Is There an alternative to an air conditioner?

Is There an alternative to an air conditioner?

While air conditioners are intended to cool our living and working spaces, they rely on coal, oil, or gas energy, contributing to greenhouse gas emissions that worsen global warming. Positioned on buildings, they emit waste heat, exacerbating urban heat islands. Moreover, they strain energy grids on hot days, risking blackouts.

To address these issues, major cities like Paris, Munich, Hong Kong, Singapore, Dubai, and Toronto are constructing efficient central cooling systems. These systems circulate cold water through pipes, offering better efficiency than household units.

Modern cooling technology compresses gas, releasing heat, then extracts heat energy, resulting in a cooling effect. Large refrigeration plants often use natural cold sources, reducing energy needs.

Stefan Dworschak of Stadtwerke München emphasizes using groundwater or city streams for cooling, minimizing energy use. Munich’s district cooling network includes ice storage, producing ice during off-peak hours.

Cooling can also utilize heat, as seen in Vienna, where waste heat powers absorption chillers. Central cooling systems, combining technologies and utilizing waste heat, reduce electricity demand.

District cooling networks, like district heating, require significant investments and suffer energy losses in transmission. However, combined cooling and heating networks, like in Munich’s Moosach district, enhance efficiency.

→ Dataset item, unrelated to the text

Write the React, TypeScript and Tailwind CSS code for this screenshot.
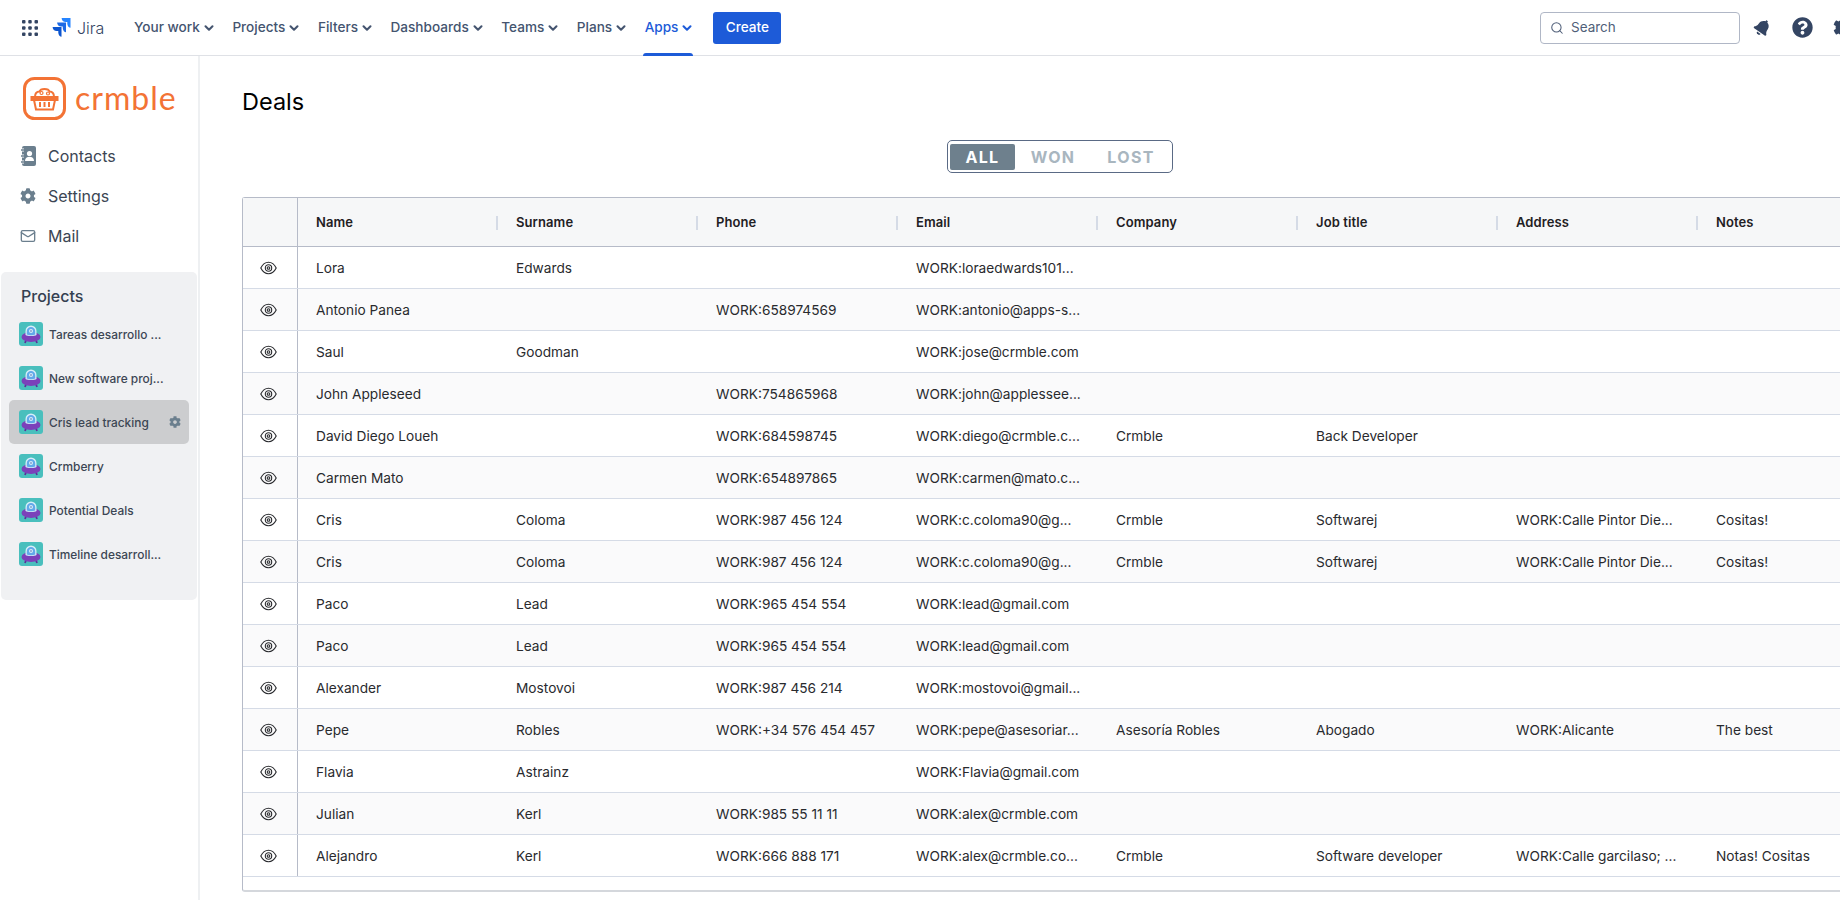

In temperate climates like Germany, combining cooling and heating networks matches demand. Building insulation significantly reduces cooling needs. Well-insulated structures require less cooling energy, offering an alternative to district cooling.

Moreover, building insulation can be independently installed, giving property owners autonomy. In hot regions, insulation can complement cooling technologies, aligned with solar power generation, creating a balanced supply and demand.